Com efeito, o problema que observamos diante de nós não é filosófico, mas jurídico, em sentido amplo, político.
A falta de uma efetividade, nos denuncia a enorme falha do sistema-sociedade e uma negação muito estranha ao Direito. Chegado a este ponto, teremos duas soluções apenas: a negação total do direito, ou uma reconstrução do Direito, fundado na cidadania.
É a partir da cidadania que o ser humano pode chegar a sua tão sonhada liberdade. É por meio de direitos, que correspondem a deveres, que o cidadão pode criar e viver.
Sabemos que os homens tem suas cadeias dentro do sistema-sociedade. Uma das quais é a sucessiva série de elementos adensados secundários, esses elementos são não-jurídicos e pretendem juridicidade. Porém esses elementos, acabam por não operar o fechamento do sistema jurídico. Ele está sempre aberto.
O indivíduo singular tornou-se objeto de poder, e se falarmos de sujeito, ele seria no máximo, um sujeito passivo expectador.
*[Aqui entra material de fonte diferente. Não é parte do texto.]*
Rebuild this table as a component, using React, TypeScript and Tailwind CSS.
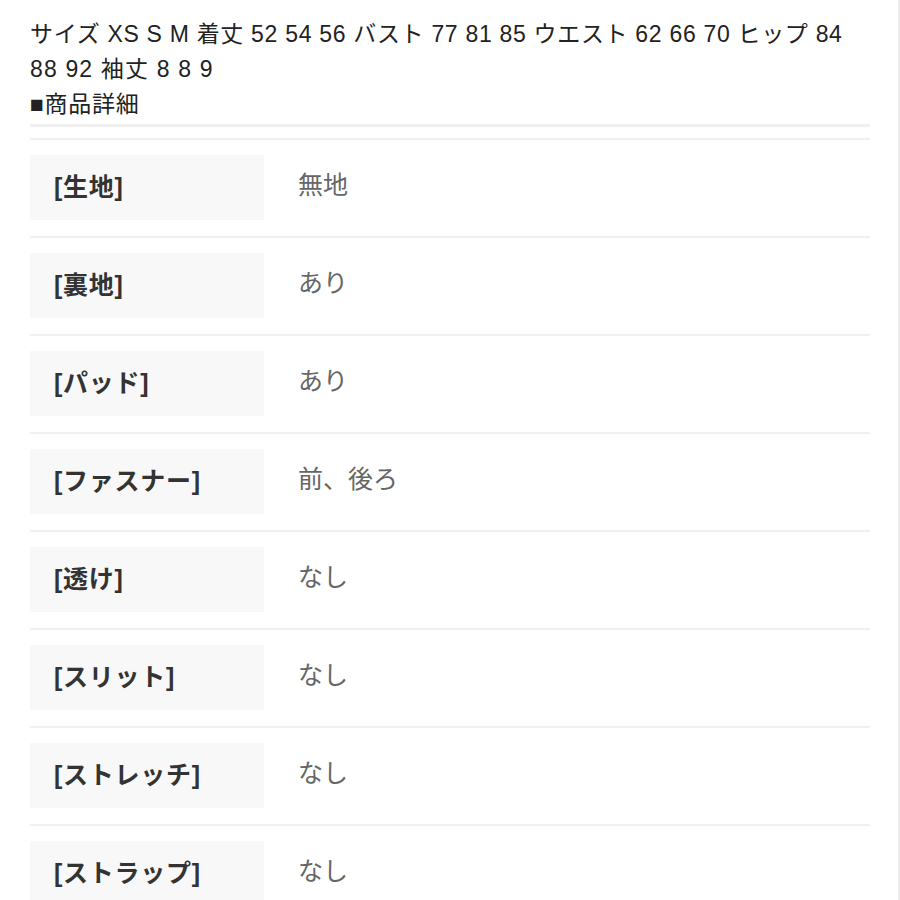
import React from "react";

const rows: [string, string][] = [
  ["[生地]", "無地"],
  ["[裏地]", "あり"],
  ["[パッド]", "あり"],
  ["[ファスナー]", "前、後ろ"],
  ["[透け]", "なし"],
  ["[スリット]", "なし"],
  ["[ストレッチ]", "なし"],
  ["[ストラップ]", "なし"],
];

export default function App() {
  return (
    <div
      className="w-[900px] h-[900px] overflow-hidden bg-white border-r-2 border-[#eeeeee]"
      style={{ fontFamily: '"Liberation Sans", "Noto Sans CJK JP", sans-serif' }}
    >
      <div className="pl-[30px] pr-[28px]">
        <div className="pt-[17px] text-[23px] leading-[35px] tracking-[0.03em] text-[#222]">
          <p>サイズ XS S M 着丈 52 54 56 バスト 77 81 85 ウエスト 62 66 70 ヒップ 84</p>
          <p className="tracking-[0.05em]">88 92 袖丈 8 8 9</p>
          <p>■商品詳細</p>
        </div>
        <div className="mt-[2px] border-t-[3px] border-[#f0f0f0] h-[14px]" />
        <div className="border-t-2 border-[#f0f0f0]">
          {rows.map(([k, v]) => (
            <div key={k} className="flex items-center pt-[15px] pb-[16px] border-b-2 border-[#f0f0f0]">
              <div className="w-[234px] h-[65px] bg-[#f8f8f8] flex items-center pl-[24px] text-[25px] font-bold tracking-[0.03em] text-[#333]">
                {k}
              </div>
              <div className="pl-[34px] text-[25px] text-[#666] pb-[3px]">{v}</div>
            </div>
          ))}
        </div>
      </div>
    </div>
  );
}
Dissemos que o problema do poder seria um obstáculo ao exercício e fruição dos direitos. Continuamos acreditando nisso.
Assim temos um grande problema: O Poder versus o Direito. O Poder assume formas não-jurídicas, o seu exercício mantem-se fora do Direito. É uma mácula verdadeiramente. Uma crise maior do que apenas de eficácia das normas, ela engloba também a validade, a legitimidade e a equidade.
A máxima concentração de poder ocorre quando os detentores (não o cidadão) monopolizam o poder coercitivo, no qual consiste, propriamente, o poder jurídico. Detém também exclusividade sobre o poder econômico e do poder ideológico. Essa sobreposição de poderes torna o agente um déspota a serviço de seus próprios interesses.
Portanto, mesmo diante da falta de educação cidadã, vejo as pessoas expressando as suas opiniões e viver tranquilamente e em paz. O sistema político, necessitada de uma nova visão. Onde seja dado ao cidadão uma perfeita vida. Esse é o motivo pelo qual tudo existe. Para a coletividade e para cada um.
Luhmann, Niklas. O direito da sociedade. Trad. Saulo Krieger. São Paulo: Martin Fontes, 2016.
Weber, Max. O direito na economia e na sociedade. Trad. Marsely de Marco Martins. 1ª edição. São Paulo - SP. Ícone, 2011.